The Router engine is responsible for message routing and handles both inter-node and intra-node messages. It authenticates received messages by verifying the signature of the source identity, and makes routing decisions based on the destination identity.

It also provides topic-based pub/sub functionality for local engines and performs local multicast message routing.

It can also relay messages between two remote nodes, in which case the EngineMessage is encrypted and wrapped in a RelayMessage.

The message routing algorithm is described in the EngineMessage section.

Note

An implementation may optimize intra-node messaging between local engine instances, such that they communicate directly instead of via the router.

Transport

The Transport engine is responsible for establishing and maintaining encrypted transport connections between peers. It supports various network transport protocols that are chosen according to transport preferences set by locally on a per-message or per-node basis, and defaults to the remote node's preferences specified in a NodeAdvert message.

Network Identity Store

The Network Identity Store engine maintains a data store with records that contain information associated with identities of engines, nodes, pub/sub topics, and domains.

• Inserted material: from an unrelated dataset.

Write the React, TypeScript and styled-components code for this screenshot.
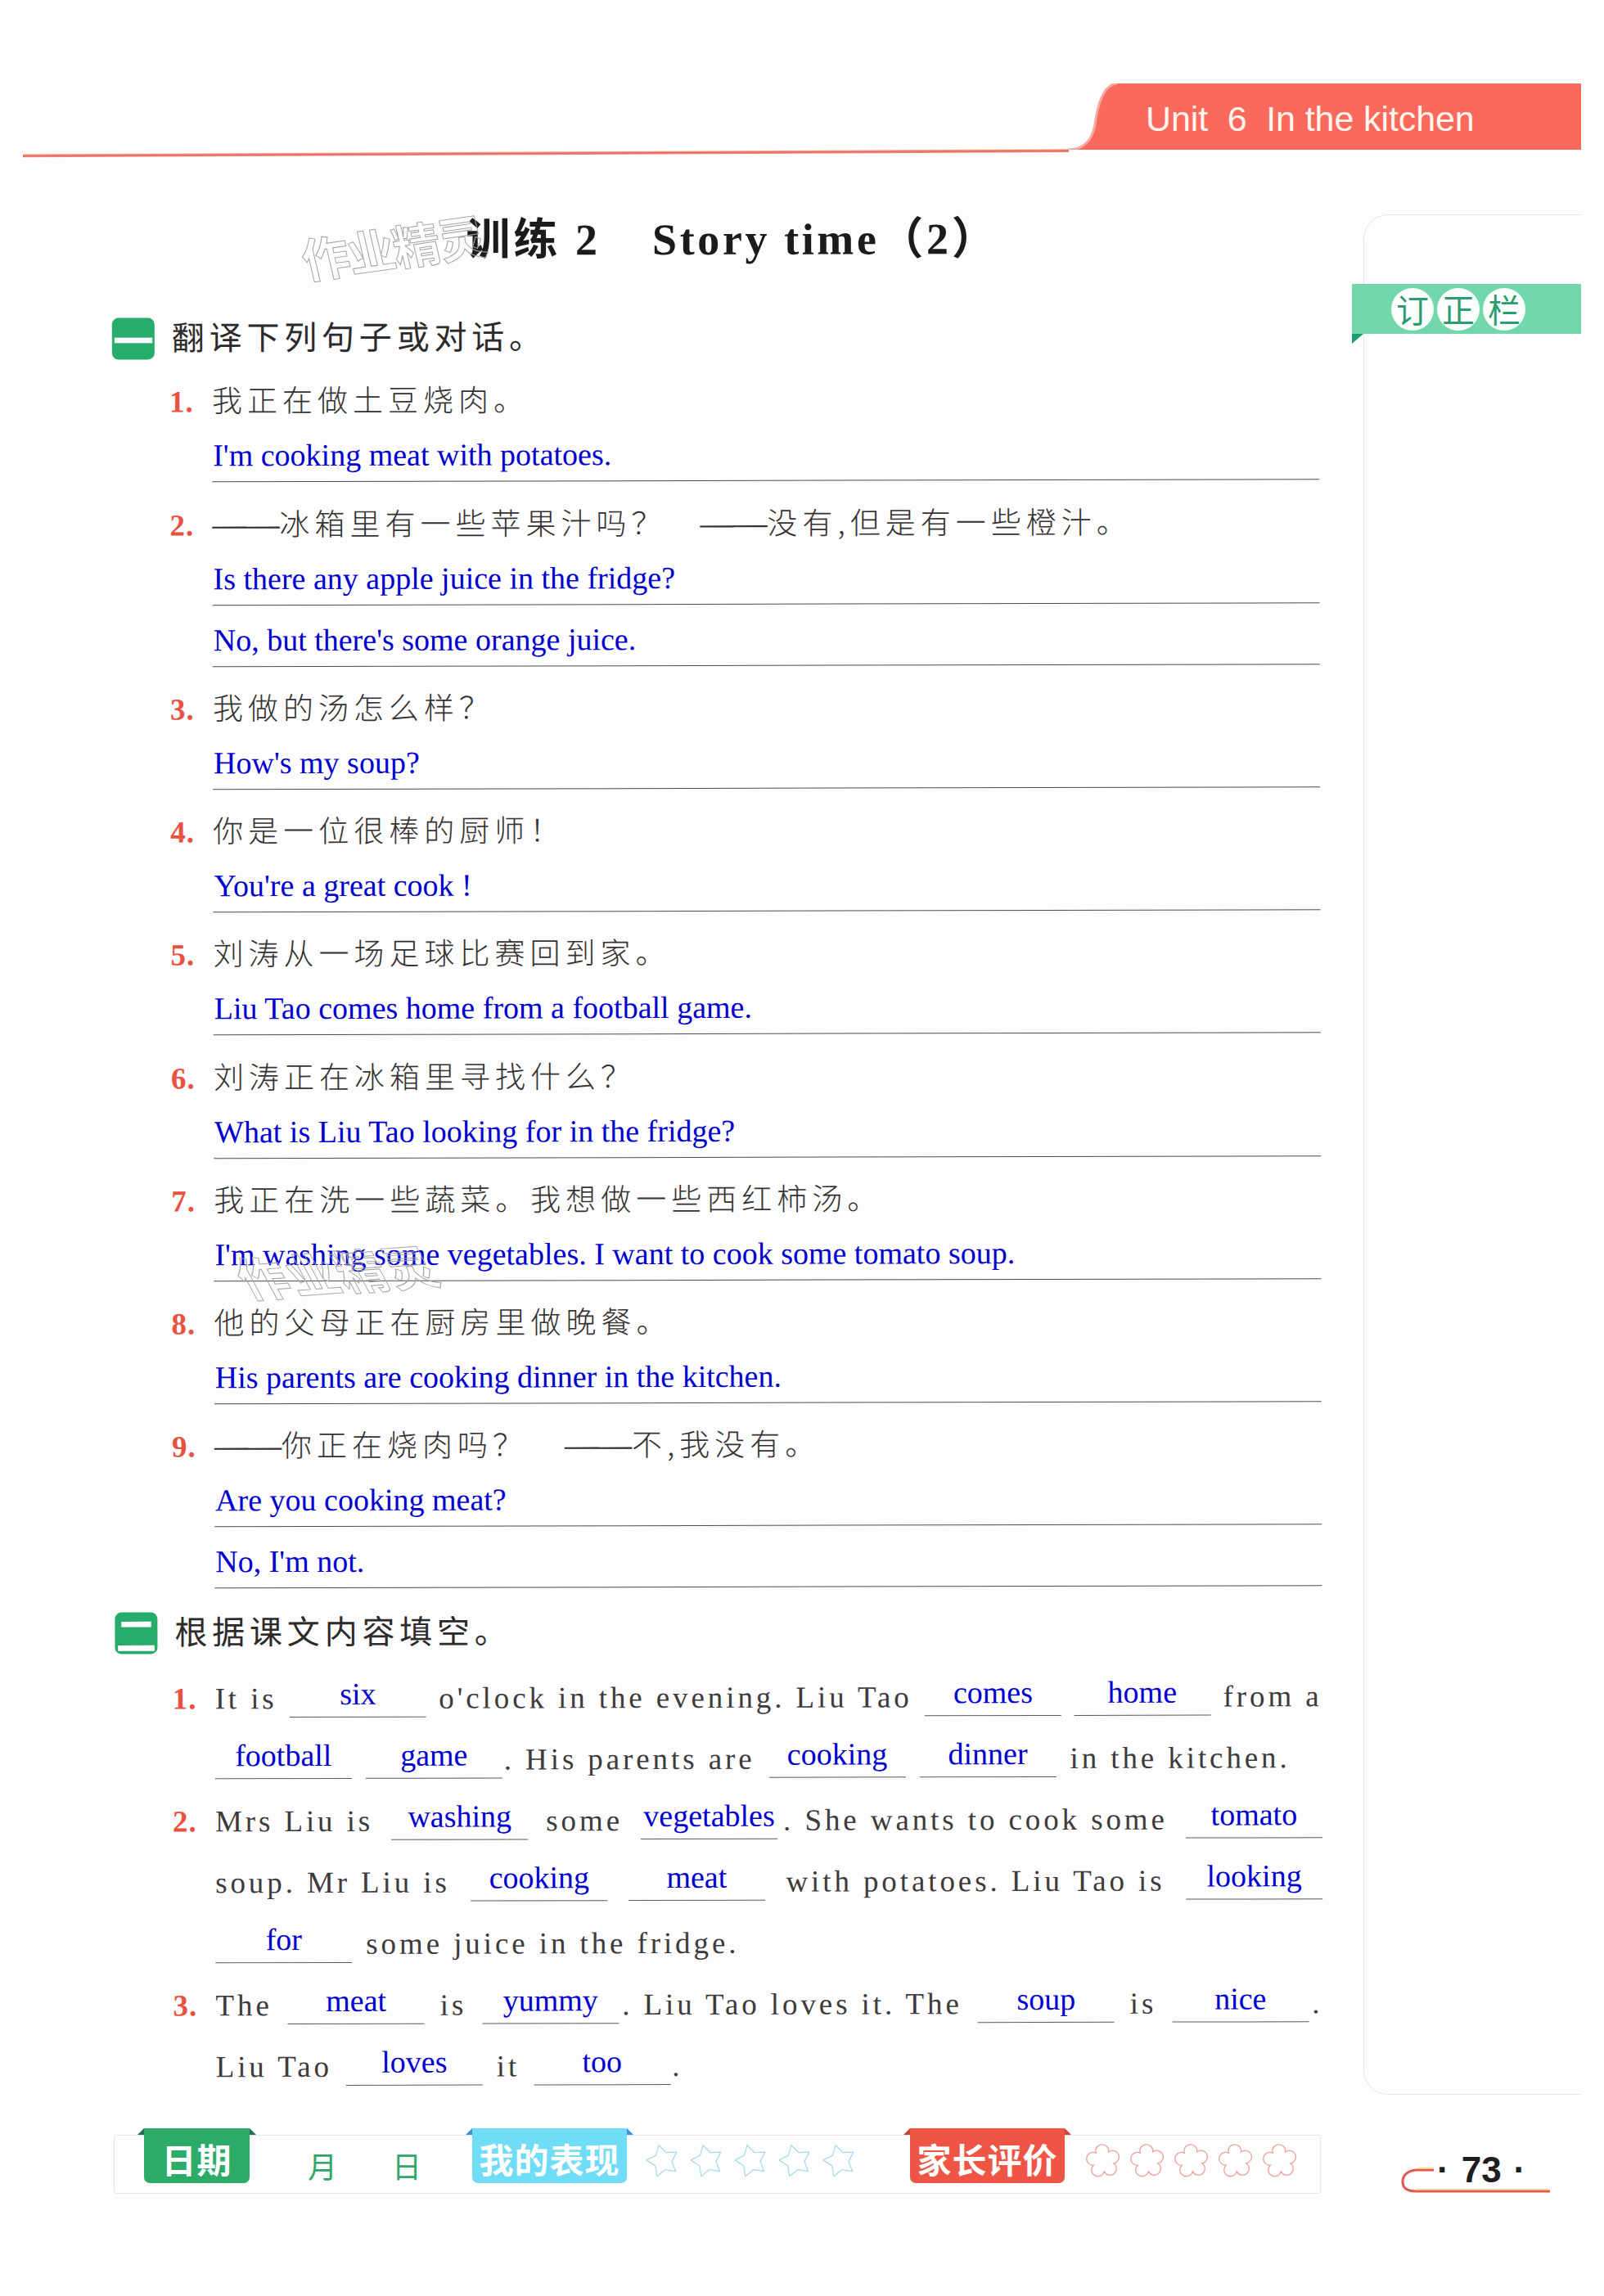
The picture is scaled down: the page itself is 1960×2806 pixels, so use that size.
import React from "react";
import styled, { createGlobalStyle } from "styled-components";

const GlobalStyle = createGlobalStyle`
  html, body { margin: 0; padding: 0; background: #ffffff; }
`;

const SANS = `"Noto Sans CJK SC", "Liberation Sans", sans-serif`;
const SERIF = `"Liberation Serif", "Noto Sans CJK SC", serif`;

const Page = styled.div`
  width: 1960px;
  height: 2806px;
  box-sizing: border-box;
  padding: 102px 28px 0 28px;
  background: #fefdfd;
  overflow: hidden;
`;

const Header = styled.header`
  display: flex;
  align-items: flex-start;
  height: 85px;
`;

const HeaderLine = styled.div`
  flex: 1;
  height: 4px;
  margin-top: 80px;
  background: linear-gradient(#f6c9a8, #e8675c 50%, #ee8d84);
  transform-origin: right center;
  transform: rotate(-0.28deg);
`;

const TabCurve = styled.svg`
  display: block;
  flex: none;
  margin-left: -1px;
`;

const TabBody = styled.div`
  width: 567px;
  height: 81px;
  box-sizing: border-box;
  padding: 0 0 0 35px;
  background: #fa6a5c;
  color: #fff5ee;
  font: 43px/86px "Liberation Sans", sans-serif;
  letter-spacing: -0.1px;
  white-space: pre;
`;

const Content = styled.div`
  display: flex;
  align-items: flex-start;
`;

const Main = styled.main`
  position: relative;
  flex: none;
  width: 1586px;
  box-sizing: border-box;
  padding-left: 111px;
  transform: rotate(-0.13deg);
`;

const Title = styled.h1`
  display: flex;
  height: 70px;
  margin: 71px 0 0;
  padding-left: 433px;
  color: #1d1a1a;
  font: 700 54px/70px ${SERIF};
  letter-spacing: 4px;
`;

const TitleGap = styled.span`
  margin-left: 63px;
  letter-spacing: 3.6px;
`;

const Watermark = styled.div<{ $left: number; $top: number; $rot: number; $skew: number; $ls: number }>`
  position: absolute;
  left: ${(p) => p.$left}px;
  top: ${(p) => p.$top}px;
  color: transparent;
  font: 700 58px/70px ${SANS};
  letter-spacing: ${(p) => p.$ls}px;
  white-space: nowrap;
  -webkit-text-stroke: 1px #a5a5a5;
  transform: rotate(${(p) => p.$rot}deg) skewX(${(p) => p.$skew}deg);
  pointer-events: none;
`;

const SectionHead = styled.h2<{ $top: number }>`
  display: flex;
  align-items: flex-start;
  gap: 21px;
  height: 51px;
  margin: ${(p) => p.$top}px 0 0;
  color: #2c2a2a;
  font: 400 40px/45px ${SANS};
  letter-spacing: 5.8px;
`;

const SectionMark = styled.span`
  flex: none;
  width: 52px;
  height: 51px;
  border-radius: 8px;
  background: #27ad6b;
  color: #ffffff;
  font: 700 50px/50px ${SANS};
  letter-spacing: 0;
  text-align: center;
`;

const List = styled.ol`
  margin: 0;
  padding: 0;
  list-style: none;
`;

const Item = styled.li`
  display: grid;
  grid-template-columns: 52px 1fr;
  width: 1405px;
  padding-top: 16.25px;
  margin-left: 70px;
`;

const Num = styled.span`
  height: 75px;
  color: #ea5140;
  font: 700 37px/71px "Liberation Serif", serif;
  letter-spacing: 1px;
`;

const Question = styled.div<{ $gap?: number }>`
  display: flex;
  gap: ${(p) => p.$gap ?? 0}px;
  height: 75px;
  color: #343232;
  font: 300 37px/65px ${SANS};
  letter-spacing: 6px;
  white-space: nowrap;
`;

const Dash = styled.span`
  font-family: "Liberation Serif", serif;
  font-size: 41px;
  letter-spacing: 0;
`;

const Answer = styled.div<{ $extra?: boolean }>`
  grid-column: 2;
  height: ${(p) => (p.$extra ? 75 : 59)}px;
  box-sizing: border-box;
  display: flex;
  align-items: flex-end;
  padding: 0 0 10px 1px;
  border-bottom: 1px solid #4d4d4d;
  color: #0000d0;
  font: 38px/44px "Liberation Serif", serif;
  white-space: pre;
`;

const FillRows = styled.div`
  margin-top: 3px;
`;

const FillItem = styled.div`
  display: grid;
  grid-template-columns: 52px 1fr;
  width: 1405px;
  margin-left: 70px;
`;

const FillNum = styled(Num)`
  grid-column: 1;
  line-height: 104px;
`;

const Row = styled.div<{ $full?: boolean }>`
  grid-column: 2;
  display: flex;
  align-items: flex-end;
  justify-content: ${(p) => (p.$full ? "space-between" : "flex-start")};
  gap: ${(p) => (p.$full ? 0 : 17)}px;
  height: 75px;
  white-space: pre;
`;

const Words = styled.span<{ $tight?: boolean }>`
  margin-left: ${(p) => (p.$tight ? -15 : 0)}px;
  padding-bottom: 1px;
  color: #3d3b3b;
  font: 37px/44px "Liberation Serif", serif;
  letter-spacing: 3.9px;
`;

const Blank = styled.span`
  flex: none;
  width: 167px;
  box-sizing: border-box;
  padding-bottom: 6px;
  border-bottom: 1px solid #5a5a5a;
  color: #0000d0;
  font: 38px/44px "Liberation Serif", serif;
  text-align: center;
`;

const Aside = styled.aside`
  flex: none;
  width: 266px;
  height: 2298px;
  box-sizing: border-box;
  margin: 75px 0 0 52px;
  border: 1px solid #e6e8e6;
  border-right: 0;
  border-radius: 30px 0 0 30px;
`;

const Banner = styled.div`
  position: relative;
  display: flex;
  gap: 4px;
  align-items: center;
  width: 280px;
  height: 61px;
  box-sizing: border-box;
  margin: 84px 0 0 -15px;
  padding-left: 48px;
  background: #72d8ab;

  &::after {
    content: "";
    position: absolute;
    left: 0;
    top: 100%;
    border-style: solid;
    border-width: 12px 14px 0 0;
    border-color: #1f9b74 transparent transparent transparent;
  }
`;

const BannerChar = styled.span`
  width: 52px;
  height: 52px;
  border-radius: 50%;
  background: #fdfffd;
  color: #2b9d72;
  font: 400 40px/50px ${SANS};
  text-align: center;
`;

const Footer = styled.footer`
  display: flex;
  align-items: flex-start;
  margin-top: 49px;
  padding-left: 111px;
`;

const Bar = styled.div`
  display: flex;
  flex: none;
  align-items: flex-start;
  width: 1475px;
  height: 72px;
  box-sizing: border-box;
  padding-left: 36px;
  border: 1px solid #e8e8e8;
  border-radius: 3px;
`;

const BarTab = styled.div<{ $bg: string; $fold: string; $w: number; $ml: number }>`
  position: relative;
  flex: none;
  width: ${(p) => p.$w}px;
  height: 67px;
  margin: -9px 0 0 ${(p) => p.$ml}px;
  border-radius: 0 0 7px 7px;
  background: ${(p) => p.$bg};
  color: #ffffff;
  font: 700 42px/74px ${SANS};
  letter-spacing: 1px;
  text-align: center;
  white-space: nowrap;

  &::before,
  &::after {
    content: "";
    position: absolute;
    top: 0;
    border-style: solid;
    border-color: transparent transparent ${(p) => p.$fold} transparent;
  }
  &::before {
    left: -8px;
    border-width: 0 0 8px 8px;
  }
  &::after {
    right: -8px;
    border-width: 0 8px 8px 0;
  }
`;

const DatePart = styled.span<{ $ml: number }>`
  flex: none;
  width: 40px;
  margin-left: ${(p) => p.$ml}px;
  color: #2fa768;
  font: 400 36px/72px ${SANS};
  text-align: center;
`;

const Shapes = styled.div<{ $gap: number; $ml: number }>`
  display: flex;
  flex: none;
  gap: ${(p) => p.$gap}px;
  margin: 9px 0 0 ${(p) => p.$ml}px;
`;

const PageNumber = styled.div`
  position: relative;
  display: flex;
  flex: none;
  align-items: center;
  gap: 15px;
  width: 184px;
  height: 72px;
  box-sizing: border-box;
  margin-left: 98px;
  padding: 14px 0 0 44px;
  color: #1f1d1d;
  font: 700 44px/60px "Liberation Sans", sans-serif;
`;

const PageCurve = styled.svg`
  position: absolute;
  left: 0;
  top: 38px;
`;

// star and flower outlines of the footer rating strip
const starPoints = (() => {
  const pts: string[] = [];
  for (let i = 0; i < 10; i++) {
    const r = i % 2 === 0 ? 20 : 11;
    const a = (Math.PI / 5) * i - Math.PI / 2 - 0.26;
    pts.push(`${(21 + r * Math.cos(a)).toFixed(1)},${(22 + r * Math.sin(a)).toFixed(1)}`);
  }
  return pts.join(" ");
})();

const flowerPath = (() => {
  const notch = (i: number) => {
    const a = ((Math.PI * 2) / 5) * i - Math.PI / 2 + Math.PI / 5 - 0.1;
    return `${(22 + 13 * Math.cos(a)).toFixed(1)} ${(22 + 13 * Math.sin(a)).toFixed(1)}`;
  };
  let d = `M${notch(4)}`;
  for (let i = 0; i < 5; i++) d += ` A7.9 7.9 0 1 1 ${notch(i)}`;
  return d + " Z";
})();

const Star = () => (
  <svg width="42" height="44" viewBox="0 0 42 44">
    <polygon points={starPoints} fill="none" stroke="#a3dcec" strokeWidth="1.3" strokeLinejoin="round" />
  </svg>
);

const Flower = () => (
  <svg width="44" height="44" viewBox="0 0 44 44">
    <path d={flowerPath} fill="none" stroke="#e9a49c" strokeWidth="1.3" />
  </svg>
);

type QA = { n: number; q: string[]; a: string[]; gap?: number };

const translations: QA[] = [
  { n: 1, q: ["我正在做土豆烧肉。"], a: ["I'm cooking meat with potatoes."] },
  {
    n: 2,
    q: ["——冰箱里有一些苹果汁吗？", "——没有,但是有一些橙汁。"],
    gap: 41,
    a: ["Is there any apple juice in the fridge?", "No, but there's some orange juice."],
  },
  { n: 3, q: ["我做的汤怎么样？"], a: ["How's my soup?"] },
  { n: 4, q: ["你是一位很棒的厨师！"], a: ["You're a great cook !"] },
  { n: 5, q: ["刘涛从一场足球比赛回到家。"], a: ["Liu Tao comes home from a football game."] },
  { n: 6, q: ["刘涛正在冰箱里寻找什么？"], a: ["What is Liu Tao looking for in the fridge?"] },
  { n: 7, q: ["我正在洗一些蔬菜。我想做一些西红柿汤。"], a: ["I'm washing some vegetables. I want to cook some tomato soup."] },
  { n: 8, q: ["他的父母正在厨房里做晚餐。"], a: ["His parents are cooking dinner in the kitchen."] },
  {
    n: 9,
    q: ["——你正在烧肉吗？", "——不,我没有。"],
    gap: 45,
    a: ["Are you cooking meat?", "No, I'm not."],
  },
];

// "_x" is a filled blank, ".x" text glued to the blank before it, the rest plain words
const fillIn: { n?: number; full?: boolean; parts: string[] }[] = [
  { n: 1, full: true, parts: ["It is", "_six", "o'clock in the evening. Liu Tao", "_comes", "_home", "from a"] },
  { parts: ["_football", "_game", ".. His parents are", "_cooking", "_dinner", "in the kitchen."] },
  { n: 2, full: true, parts: ["Mrs Liu is", "_washing", "some", "_vegetables", ".. She wants to cook some", "_tomato"] },
  { full: true, parts: ["soup. Mr Liu is", "_cooking", "_meat", "with potatoes. Liu Tao is", "_looking"] },
  { parts: ["_for", "some juice in the fridge."] },
  { n: 3, full: true, parts: ["The", "_meat", "is", "_yummy", ".. Liu Tao loves it. The", "_soup", "is", "_nice", ".."] },
  { parts: ["Liu Tao", "_loves", "it", "_too", ".."] },
];

const QuestionText = ({ text }: { text: string }) =>
  text.startsWith("——") ? (
    <span>
      <Dash>——</Dash>
      {text.slice(2)}
    </span>
  ) : (
    <span>{text}</span>
  );

const App = () => (
  <Page>
    <GlobalStyle />
    <Header>
      <HeaderLine />
      <TabCurve width="60" height="81" viewBox="0 0 60 81">
        <path d="M0 81 C20 81 30 68 33 50 C37 20 45 1 60 0 L60 81 Z" fill="#fa6a5c" />
        <path d="M0 81 C20 81 30 68 33 50 C37 20 45 1 60 0" fill="none" stroke="#f5aa9f" strokeWidth="3" />
      </TabCurve>
      <TabBody>{"Unit  6  In the kitchen"}</TabBody>
    </Header>
    <Content>
      <Main>
        <Title>
          <span>训练 2</span>
          <TitleGap>Story time（2）</TitleGap>
        </Title>
        <Watermark $left={342} $top={78} $rot={-8} $skew={5} $ls={-2}>作业精灵</Watermark>
        <Watermark $left={262} $top={1330} $rot={-4} $skew={24} $ls={2}>作业精灵</Watermark>
        <SectionHead $top={59}>
          <SectionMark>一</SectionMark>
          翻译下列句子或对话。
        </SectionHead>
        <List>
          {translations.map((item) => (
            <Item key={item.n}>
              <Num>{item.n}.</Num>
              <Question $gap={item.gap}>
                {item.q.map((q) => (
                  <QuestionText key={q} text={q} />
                ))}
              </Question>
              {item.a.map((a, i) => (
                <Answer key={a} $extra={i > 0}>
                  {a}
                </Answer>
              ))}
            </Item>
          ))}
        </List>
        <SectionHead $top={29}>
          <SectionMark>二</SectionMark>
          根据课文内容填空。
        </SectionHead>
        <FillRows>
          {fillIn.map((row, i) => (
            <FillItem key={i}>
              <FillNum>{row.n ? `${row.n}.` : ""}</FillNum>
              <Row $full={row.full}>
                {row.parts.map((p, j) =>
                  p[0] === "_" ? (
                    <Blank key={j}>{p.slice(1)}</Blank>
                  ) : p.startsWith("..") ? (
                    <Words key={j} $tight>
                      {p.slice(1)}
                    </Words>
                  ) : (
                    <Words key={j}>{p}</Words>
                  )
                )}
              </Row>
            </FillItem>
          ))}
        </FillRows>
      </Main>
      <Aside>
        <Banner>
          <BannerChar>订</BannerChar>
          <BannerChar>正</BannerChar>
          <BannerChar>栏</BannerChar>
        </Banner>
      </Aside>
    </Content>
    <Footer>
      <Bar>
        <BarTab $bg="#2dab68" $fold="#1d6f57" $w={129} $ml={0}>日期</BarTab>
        <DatePart $ml={69}>月</DatePart>
        <DatePart $ml={63}>日</DatePart>
        <BarTab $bg="#70dcf6" $fold="#3f8fd8" $w={189} $ml={60}>我的表现</BarTab>
        <Shapes $gap={12} $ml={23}>
          {[0, 1, 2, 3, 4].map((i) => (
            <Star key={i} />
          ))}
        </Shapes>
        <BarTab $bg="#ef5545" $fold="#c8453a" $w={189} $ml={65}>家长评价</BarTab>
        <Shapes $gap={10} $ml={25}>
          {[0, 1, 2, 3, 4].map((i) => (
            <Flower key={i} />
          ))}
        </Shapes>
      </Bar>
      <PageNumber>
        <PageCurve width="184" height="34" viewBox="0 0 184 34">
          <path d="M40 5 H20 C8 5 2 12 2 19 C2 27 8 31 18 31 H182" fill="none" stroke="#e4574c" strokeWidth="3" />
          <path d="M40 3 H20 M18 29 H182" fill="none" stroke="#f6cf6f" strokeWidth="1.5" />
        </PageCurve>
        <span>·</span>
        <span>73</span>
        <span>·</span>
      </PageNumber>
    </Footer>
  </Page>
);

export default App;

The source of this information can be either local configuration or advertisements received from other nodes via P2P protocols.

For each EngineIdentity it stores its local engine address, if applicable to the implementation.

For each NodeIdentity, it stores transport addresses in order of preference, measurements, trust value, and reputation value.

For each TopicIdentity, it stores the PubSub TopicAdvert.

For each DomainIdentity, it stores the DomainAdvert.

Intra-domain protocols

This engine group implements intra-domain P2P protocols that run and offer services inside a domain.

Each domain has determines the set of protocols it runs and the authentication mechanism it uses.

PubSub

The PubSub engine implements a P2P topic-based pub/sub protocol and performs inter-node multicast message routing within a domain.

Storage

The Storage engine implements a P2P block storage protocol.